» **WHAT YOU NEED TO DO**:
Retype exactly the lines below, starting with the line that contains "Emit a web page" and ending with the last line; leave out any pictures.

Web page code records:

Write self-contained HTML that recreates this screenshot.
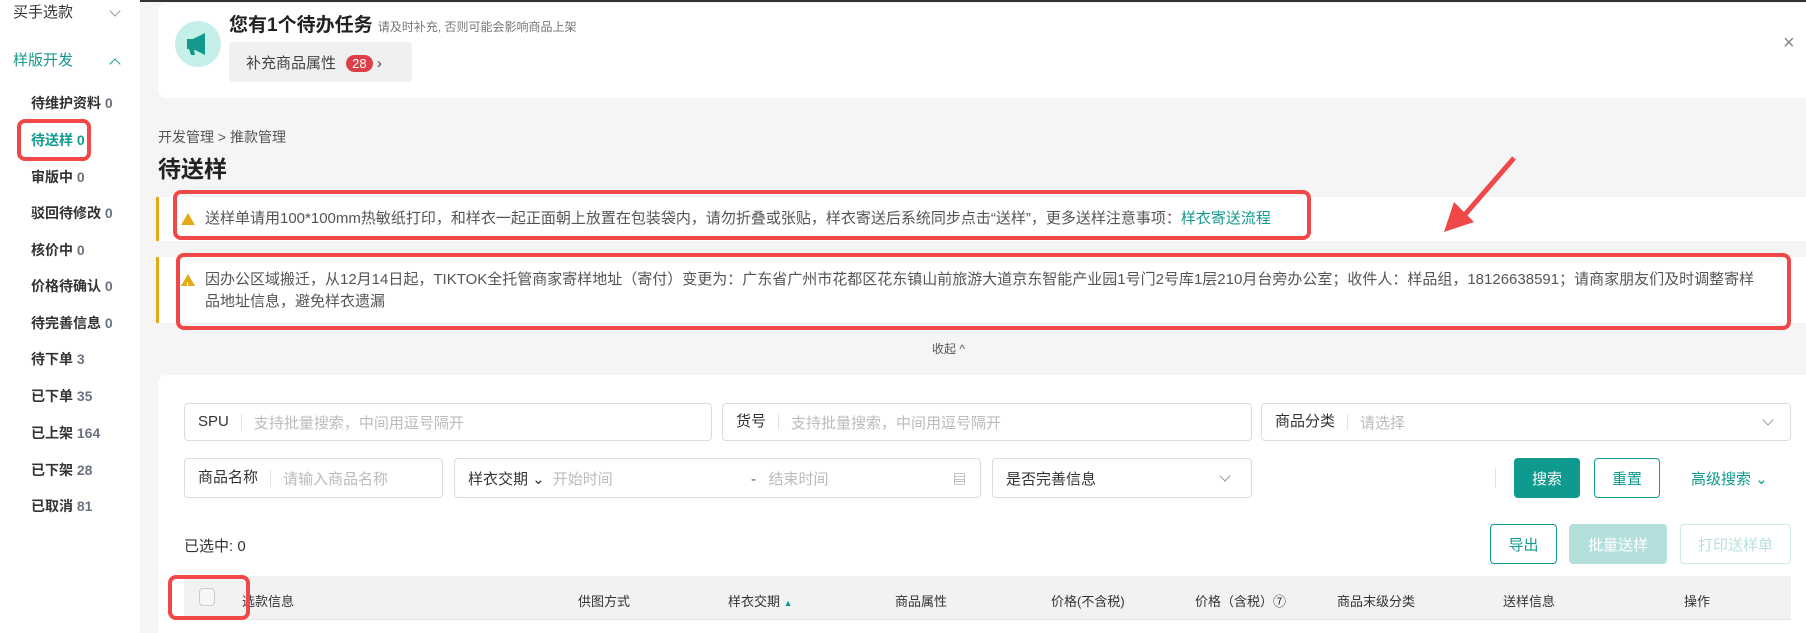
<!DOCTYPE html>
<html><head><meta charset="utf-8"><style>
*{box-sizing:border-box;margin:0;padding:0}
body{width:1806px;height:633px;overflow:hidden;background:#f5f5f5;font-family:"Liberation Sans","Noto Sans CJK SC",sans-serif;color:#333;position:relative}
.a{position:absolute}
.side{left:0;top:0;width:140px;height:633px;background:#fff}
.si{position:absolute;left:31px;font-size:14px;font-weight:bold;color:#333;line-height:18px}
.si b{color:#6b7280;font-weight:bold}
.redbox{position:absolute;border:4px solid #f04848;border-radius:8px}
.inp{position:absolute;border:1px solid #dcdcdc;border-radius:4px;background:#fff;font-size:15px;display:flex;align-items:center;padding-left:13px}
.inp .l{color:#333;padding-right:12px;border-right:1px solid #e3e3e3;line-height:16px;margin-right:12px}
.inp .p{color:#bbb}
.chev{position:absolute;width:8px;height:8px;border-right:1.3px solid #999;border-bottom:1.3px solid #999;transform:rotate(45deg)}
.btn{position:absolute;border-radius:4px;font-size:15px;display:flex;align-items:center;justify-content:center}
.th{position:absolute;top:591px;font-size:13px;color:#333}
.alert{position:absolute;left:156px;right:0;background:#fff;border-left:3px solid #e6a817;font-size:15px;color:#555;padding-left:20px}
.tri{position:absolute;width:0;height:0;border-left:7px solid transparent;border-right:7px solid transparent;border-bottom:12px solid #e6a817}
.tri:after{content:"!";position:absolute;left:-2px;top:1px;font-size:9px;color:#fff;font-weight:bold}
</style></head><body>
<div class="a" style="left:0;top:0;width:1806px;height:2px;background:#333"></div>
<div class="a side">
 <div class="si" style="top:4px;font-weight:normal;font-size:15px;left:13px">买手选款</div>
 <div class="chev" style="left:111px;top:7px"></div>
 <div class="si" style="top:52px;font-weight:normal;font-size:15px;left:13px;color:#14998f">样版开发</div>
 <div class="chev" style="left:111px;top:60px;transform:rotate(225deg);border-color:#14998f"></div>
 <div class="si" style="top:94px">待维护资料 <b>0</b></div>
 <div class="si" style="top:131px;color:#14998f">待送样 <b style="color:#14998f">0</b></div>
 <div class="si" style="top:168px">审版中 <b>0</b></div>
 <div class="si" style="top:204px">驳回待修改 <b>0</b></div>
 <div class="si" style="top:241px">核价中 <b>0</b></div>
 <div class="si" style="top:277px">价格待确认 <b>0</b></div>
 <div class="si" style="top:314px">待完善信息 <b>0</b></div>
 <div class="si" style="top:350px">待下单 <b>3</b></div>
 <div class="si" style="top:387px">已下单 <b>35</b></div>
 <div class="si" style="top:424px">已上架 <b>164</b></div>
 <div class="si" style="top:461px">已下架 <b>28</b></div>
 <div class="si" style="top:497px">已取消 <b>81</b></div>
 <div class="redbox" style="left:17px;top:119px;width:74px;height:42px"></div>
</div>
<div class="a" style="left:158px;top:3px;width:1648px;height:95px;background:#fff;border-radius:8px 0 0 8px"></div>
<div class="a" style="left:175px;top:21px;width:46px;height:46px;border-radius:50%;background:#c5efe9"></div>
<svg class="a" style="left:183px;top:31px" width="30" height="26" viewBox="0 0 30 26"><path d="M4 8h6l12-6v22l-12-6H4z" fill="#14998f"/><path d="M6 18h5l1 6H8z" fill="#14998f"/></svg>
<div class="a" style="left:229px;top:10px;font-size:19px;font-weight:bold;color:#222">您有1个待办任务 <span style="font-size:12px;font-weight:normal;color:#777">请及时补充, 否则可能会影响商品上架</span></div>
<div class="a" style="left:229px;top:42px;width:183px;height:40px;background:#f0f0f0;border-radius:4px;font-size:15px;color:#444;padding:10px 0 0 17px">补充商品属性 <span style="display:inline-block;background:#dc3f48;color:#fff;font-size:13px;border-radius:9px;padding:0 6px;line-height:17px;margin-left:6px">28</span> <span style="font-size:15px">›</span></div>
<div class="a" style="left:1783px;top:32px;font-size:20px;color:#888">×</div>
<div class="a" style="left:158px;top:127px;font-size:14px;color:#555">开发管理 &gt; 推款管理</div>
<div class="a" style="left:158px;top:150px;font-size:23px;font-weight:bold;color:#222">待送样</div>
<div class="alert" style="top:197px;height:44px;line-height:44px"><div class="tri" style="left:22px;top:16px"></div><span style="padding-left:26px">送样单请用100*100mm热敏纸打印，和样衣一起正面朝上放置在包装袋内，请勿折叠或张贴，样衣寄送后系统同步点击“送样”，更多送样注意事项：<span style="color:#14998f">样衣寄送流程</span></span></div>
<div class="redbox" style="left:173px;top:190px;width:1138px;height:50px"></div>
<div class="alert" style="top:257px;height:66px;padding:12px 48px 0 46px;line-height:22px"><div class="tri" style="left:22px;top:17px"></div>因办公区域搬迁，从12月14日起，TIKTOK全托管商家寄样地址（寄付）变更为：广东省广州市花都区花东镇山前旅游大道京东智能产业园1号门2号库1层210月台旁办公室；收件人：样品组，18126638591；请商家朋友们及时调整寄样品地址信息，避免样衣遗漏</div>
<div class="redbox" style="left:176px;top:253px;width:1615px;height:77px"></div>
<div class="a" style="left:932px;top:340px;font-size:12px;color:#555">收起 ^</div>
<svg class="a" style="left:1430px;top:150px" width="100" height="95"><path d="M84 8 L32 68" stroke="#f04848" stroke-width="5"/><path d="M14 82 L24 52 L44 72 Z" fill="#f04848"/></svg>
<div class="a" style="left:158px;top:375px;width:1648px;height:258px;background:#fff;border-radius:8px 0 0 0"></div>
<div class="inp" style="left:184px;top:403px;width:528px;height:38px"><span class="l">SPU</span><span class="p">支持批量搜索，中间用逗号隔开</span></div>
<div class="inp" style="left:722px;top:403px;width:530px;height:38px"><span class="l">货号</span><span class="p">支持批量搜索，中间用逗号隔开</span></div>
<div class="inp" style="left:1261px;top:403px;width:530px;height:38px"><span class="l">商品分类</span><span class="p">请选择</span><div class="chev" style="right:18px;top:12px"></div></div>
<div class="inp" style="left:184px;top:458px;width:259px;height:40px"><span class="l">商品名称</span><span class="p">请输入商品名称</span></div>
<div class="inp" style="left:454px;top:458px;width:527px;height:40px"><span style="color:#333">样衣交期 ⌄</span><span class="p" style="margin-left:8px">开始时间</span><span class="p" style="position:absolute;left:296px"><span style="color:#555">-</span>&nbsp;&nbsp; 结束时间</span><span style="position:absolute;right:14px;color:#888;font-size:13px">▤</span></div>
<div class="inp" style="left:992px;top:458px;width:260px;height:40px"><span style="color:#333">是否完善信息</span><div class="chev" style="right:22px;top:13px"></div></div>
<div class="a" style="left:1495px;top:468px;width:1px;height:20px;background:#e3e3e3"></div>
<div class="btn" style="left:1514px;top:458px;width:66px;height:40px;background:#0f9a8f;color:#fff">搜索</div>
<div class="btn" style="left:1594px;top:458px;width:66px;height:40px;border:1px solid #0f9a8f;color:#0f9a8f">重置</div>
<div class="a" style="left:1691px;top:468px;font-size:15px;color:#0f9a8f">高级搜索 ⌄</div>
<div class="a" style="left:184px;top:535px;font-size:15px;color:#333">已选中: 0</div>
<div class="btn" style="left:1490px;top:524px;width:67px;height:40px;border:1px solid #0f9a8f;color:#0f9a8f">导出</div>
<div class="btn" style="left:1569px;top:524px;width:98px;height:40px;background:#b3e0dc;color:#fff">批量送样</div>
<div class="btn" style="left:1680px;top:524px;width:111px;height:40px;border:1px solid #cdebe8;color:#b8e0dc">打印送样单</div>
<div class="a" style="left:184px;top:576px;width:1607px;height:44px;background:#f2f2f2;border-bottom:1px solid #e5e5e5"></div>
<div class="a" style="left:199px;top:588px;width:16px;height:18px;border:1px solid #ccc;border-radius:4px;background:#f6f6f6"></div>
<div class="th" style="left:242px">选款信息</div>
<div class="th" style="left:578px">供图方式</div>
<div class="th" style="left:728px">样衣交期 <span style="color:#0f9a8f;font-size:9px">▲</span></div>
<div class="th" style="left:895px">商品属性</div>
<div class="th" style="left:1051px">价格(不含税)</div>
<div class="th" style="left:1195px">价格（含税）⑦</div>
<div class="th" style="left:1337px">商品末级分类</div>
<div class="th" style="left:1503px">送样信息</div>
<div class="th" style="left:1684px">操作</div>
<div class="redbox" style="left:168px;top:575px;width:82px;height:45px"></div>
</body></html>
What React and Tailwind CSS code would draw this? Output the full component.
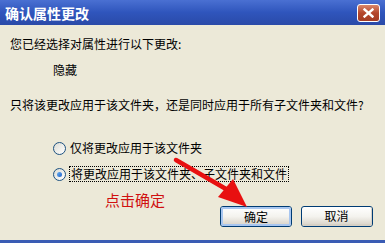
import React from 'react'

const FONT = '"Noto Sans CJK SC", "Liberation Sans", sans-serif'

function Radio({ checked }) {
  return (
    <span className="relative inline-block h-[13px] w-[13px] shrink-0 rounded-full border border-[#1c5180] bg-gradient-to-br from-[#dcdcd4] to-white">
      {checked && (
        <span className="absolute left-[3px] top-[3px] h-[5px] w-[5px] rounded-full bg-gradient-to-br from-[#6ab0f0] to-[#1f5fc8]" />
      )}
    </span>
  )
}

function XpButton({ children, focused }) {
  return (
    <button className="flex h-[21px] w-[72px] items-center justify-center rounded-[3px] border border-[#003c74] bg-gradient-to-b from-white via-[#f4f3ee] to-[#d6d0c5] p-0">
      <span
        className={
          'flex h-full w-full items-center justify-center rounded-[2px] text-[12px] text-black ' +
          (focused ? 'border-2 border-[#a8c6f0]' : 'border-b-2 border-r border-[#d6d0c5]')
        }
      >
        {children}
      </span>
    </button>
  )
}

export default function App() {
  return (
    <div className="relative h-[243px] w-[385px] overflow-hidden bg-[#ece9d8]" style={{ fontFamily: FONT }}>
      <div className="flex h-[25px] items-center justify-between bg-gradient-to-b from-[#4a70d2] via-[#2f55bc] to-[#2a4aa8] pl-[5px] pr-[5px]">
        <span className="text-[14px] font-bold leading-none text-white">确认属性更改</span>
        <span className="flex h-[18px] w-[23px] items-center justify-center rounded-[3px] border border-white bg-gradient-to-b from-[#d9866a] via-[#b4462c] to-[#a33c24]">
          <svg width="11" height="10" viewBox="0 0 11 10">
            <path d="M1.5 1.5 L9.5 8.5 M9.5 1.5 L1.5 8.5" stroke="white" strokeWidth="2.4" strokeLinecap="square" />
          </svg>
        </span>
      </div>

      <div className="flex flex-col pl-[10px] text-[12px] leading-[14px] text-black">
        <div className="mt-[12px]">您已经选择对属性进行以下更改:</div>
        <div className="ml-[43px] mt-[12px]">隐藏</div>
        <div className="mt-[21px]">只将该更改应用于该文件夹，还是同时应用于所有子文件夹和文件?</div>
        <div className="ml-[43px] mt-[29px] flex items-center gap-[4px]">
          <Radio />
          <span>仅将更改应用于该文件夹</span>
        </div>
        <div className="ml-[43px] mt-[11px] flex items-center gap-[3px]">
          <Radio checked />
          <span className="border border-dotted border-black px-px">将更改应用于该文件夹、子文件夹和文件</span>
        </div>
        <div className="ml-[95px] mt-[10px] text-[15px] leading-[16px] text-[#d01010]">点击确定</div>
        <div className="-mt-[2px] flex justify-end gap-[9px] pr-[12px]">
          <XpButton focused>确定</XpButton>
          <XpButton>取消</XpButton>
        </div>
      </div>

      <svg className="absolute left-0 top-0" width="385" height="243" viewBox="0 0 385 243">
        <path d="M176 160 L226 189" stroke="#e81010" strokeWidth="4.5" strokeLinecap="round" />
        <polygon points="218,197 233,179 247,207" fill="#e81010" />
      </svg>

      <div className="absolute bottom-0 left-0 h-[3px] w-full bg-[#3a5cb4]" />
    </div>
  )
}
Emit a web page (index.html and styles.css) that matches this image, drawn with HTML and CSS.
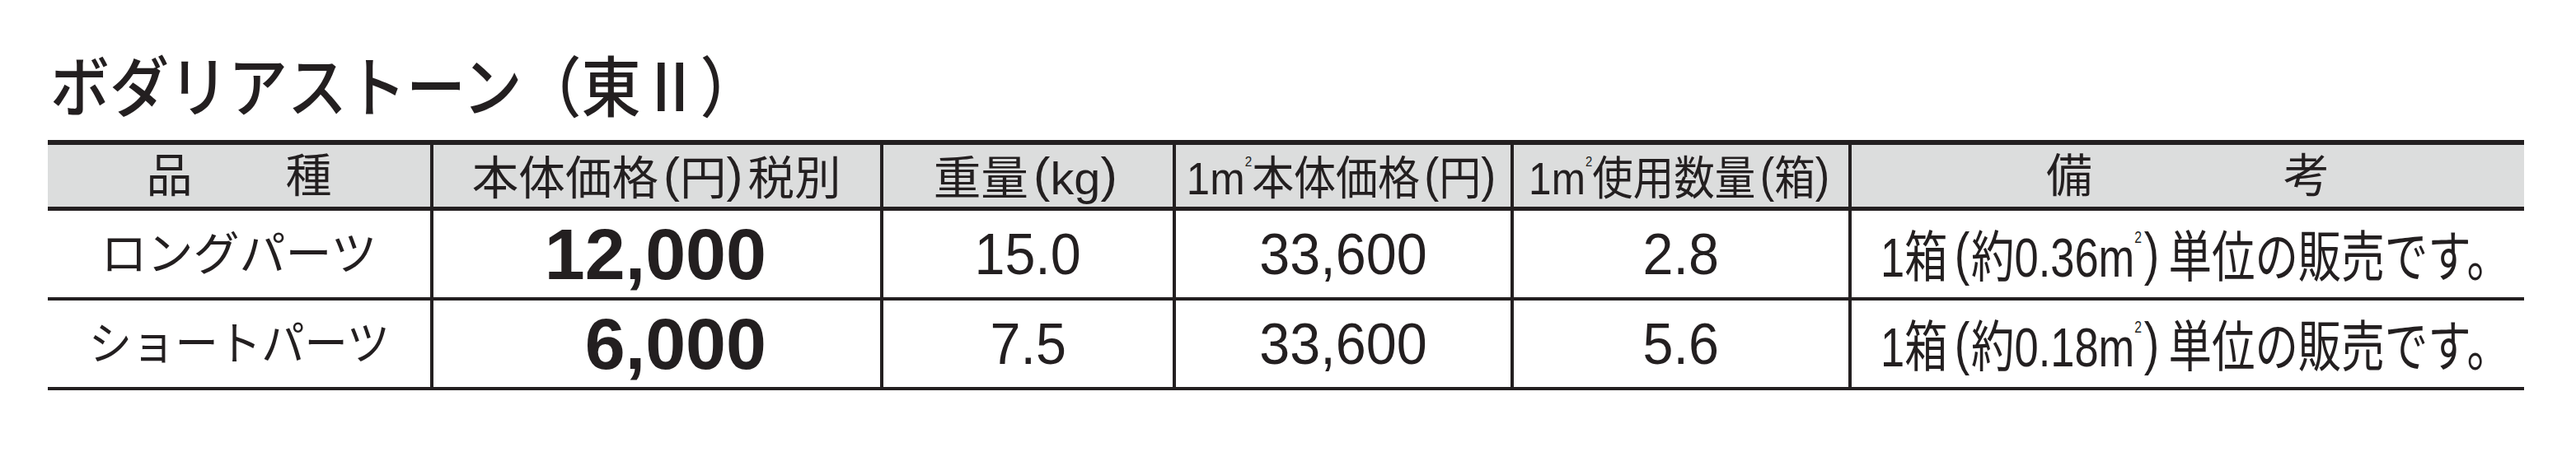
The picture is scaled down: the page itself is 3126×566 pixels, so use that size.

» **IN RESPONSE**:
Emit a web page (index.html and styles.css) that matches this image, drawn with HTML and CSS.
The picture is scaled down: the page itself is 3126×566 pixels, so use that size.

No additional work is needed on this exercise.